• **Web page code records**
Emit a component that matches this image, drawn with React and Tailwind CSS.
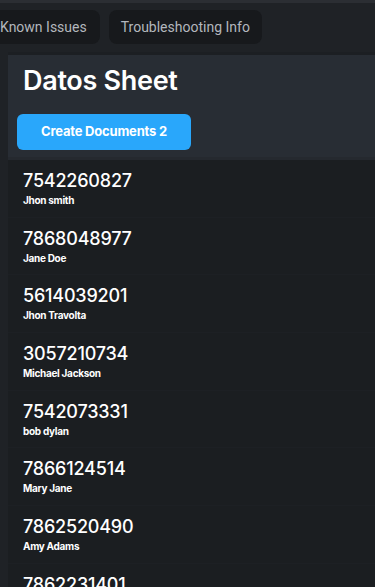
const rows = [
  ['7542260827', 'Jhon smith'],
  ['7868048977', 'Jane Doe'],
  ['5614039201', 'Jhon Travolta'],
  ['3057210734', 'Michael Jackson'],
  ['7542073331', 'bob dylan'],
  ['7866124514', 'Mary Jane'],
  ['7862520490', 'Amy Adams'],
  ['7862231401', 'Lisa Ray'],
]

export default function App() {
  return (
    <div className="h-[587px] w-[375px] overflow-hidden bg-[#1f2226] font-['Inter',sans-serif]">
      {/* tabs bar */}
      <div className="border-t-[3px] border-[#2b2e33] pt-[7px] pb-[8px]">
        <div className="flex gap-[9px] ml-[-13px] font-['Roboto',sans-serif] text-[14px] text-[#b3b7bd]">
          <div className="h-[34px] flex items-center pl-[13px] pr-[13px] rounded-[8px] bg-[#17191c] whitespace-nowrap">Known Issues</div>
          <div className="h-[34px] flex items-center px-[12px] rounded-[8px] bg-[#17191c] whitespace-nowrap">Troubleshooting Info</div>
        </div>
      </div>

      {/* sheet panel */}
      <div className="ml-[8px] border-t-[3px] border-[#1c1f23]">
        <div className="bg-[#282d34] pl-[9px] pt-[6px] pb-[7px] border-b-[3px] border-[#25292f]">
          <h1 className="text-[27px] leading-[40px] font-semibold text-white pl-[6px] tracking-[-0.3px]">Datos Sheet</h1>
          <button className="mt-[13px] w-[174px] h-[36px] rounded-[6px] bg-[#29a7fb] text-white text-[13px] font-bold tracking-[-0.2px]">
            Create Documents 2
          </button>
        </div>

        <div className="bg-[#1b1e21]">
          {rows.map(([phone, name]) => (
            <div key={phone} className="h-[57.7px] pl-[15px] pt-[9px] border-b border-[#1d2024]">
              <p className="text-[18px] leading-[24px] font-medium text-white tracking-[-0.2px]">{phone}</p>
              <p className="mt-[1px] text-[10px] leading-[13px] font-bold text-white tracking-[-0.3px]">{name}</p>
            </div>
          ))}
        </div>
      </div>
    </div>
  )
}
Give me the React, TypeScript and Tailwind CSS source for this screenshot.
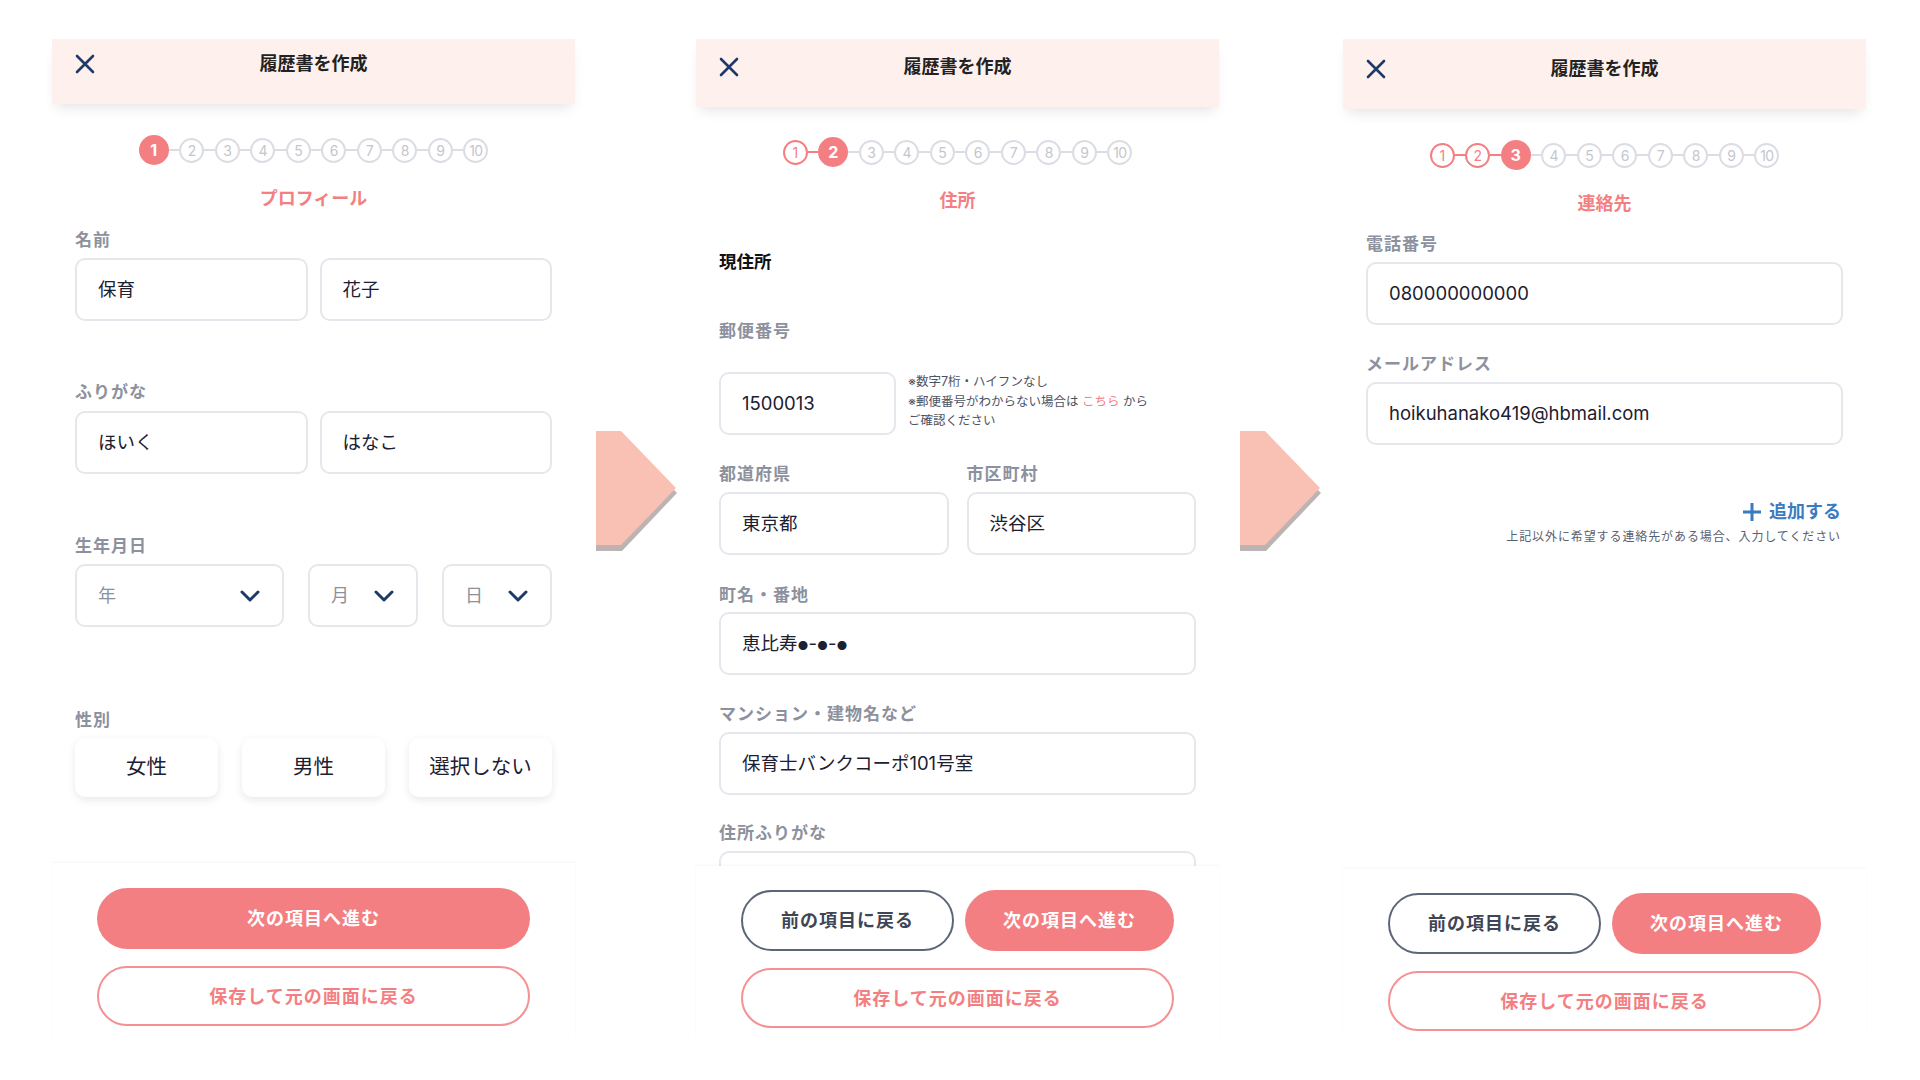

• **Work to do**
Make an exact copy of all the material, but keep the pictures out of it.

• **Exercise solution**
Emit a component that matches this image, drawn with React and Tailwind CSS.
const rows = [
  ['7542260827', 'Jhon smith'],
  ['7868048977', 'Jane Doe'],
  ['5614039201', 'Jhon Travolta'],
  ['3057210734', 'Michael Jackson'],
  ['7542073331', 'bob dylan'],
  ['7866124514', 'Mary Jane'],
  ['7862520490', 'Amy Adams'],
  ['7862231401', 'Lisa Ray'],
]

export default function App() {
  return (
    <div className="h-[587px] w-[375px] overflow-hidden bg-[#1f2226] font-['Inter',sans-serif]">
      {/* tabs bar */}
      <div className="border-t-[3px] border-[#2b2e33] pt-[7px] pb-[8px]">
        <div className="flex gap-[9px] ml-[-13px] font-['Roboto',sans-serif] text-[14px] text-[#b3b7bd]">
          <div className="h-[34px] flex items-center pl-[13px] pr-[13px] rounded-[8px] bg-[#17191c] whitespace-nowrap">Known Issues</div>
          <div className="h-[34px] flex items-center px-[12px] rounded-[8px] bg-[#17191c] whitespace-nowrap">Troubleshooting Info</div>
        </div>
      </div>

      {/* sheet panel */}
      <div className="ml-[8px] border-t-[3px] border-[#1c1f23]">
        <div className="bg-[#282d34] pl-[9px] pt-[6px] pb-[7px] border-b-[3px] border-[#25292f]">
          <h1 className="text-[27px] leading-[40px] font-semibold text-white pl-[6px] tracking-[-0.3px]">Datos Sheet</h1>
          <button className="mt-[13px] w-[174px] h-[36px] rounded-[6px] bg-[#29a7fb] text-white text-[13px] font-bold tracking-[-0.2px]">
            Create Documents 2
          </button>
        </div>

        <div className="bg-[#1b1e21]">
          {rows.map(([phone, name]) => (
            <div key={phone} className="h-[57.7px] pl-[15px] pt-[9px] border-b border-[#1d2024]">
              <p className="text-[18px] leading-[24px] font-medium text-white tracking-[-0.2px]">{phone}</p>
              <p className="mt-[1px] text-[10px] leading-[13px] font-bold text-white tracking-[-0.3px]">{name}</p>
            </div>
          ))}
        </div>
      </div>
    </div>
  )
}
Give me the React, TypeScript and Tailwind CSS source for this screenshot.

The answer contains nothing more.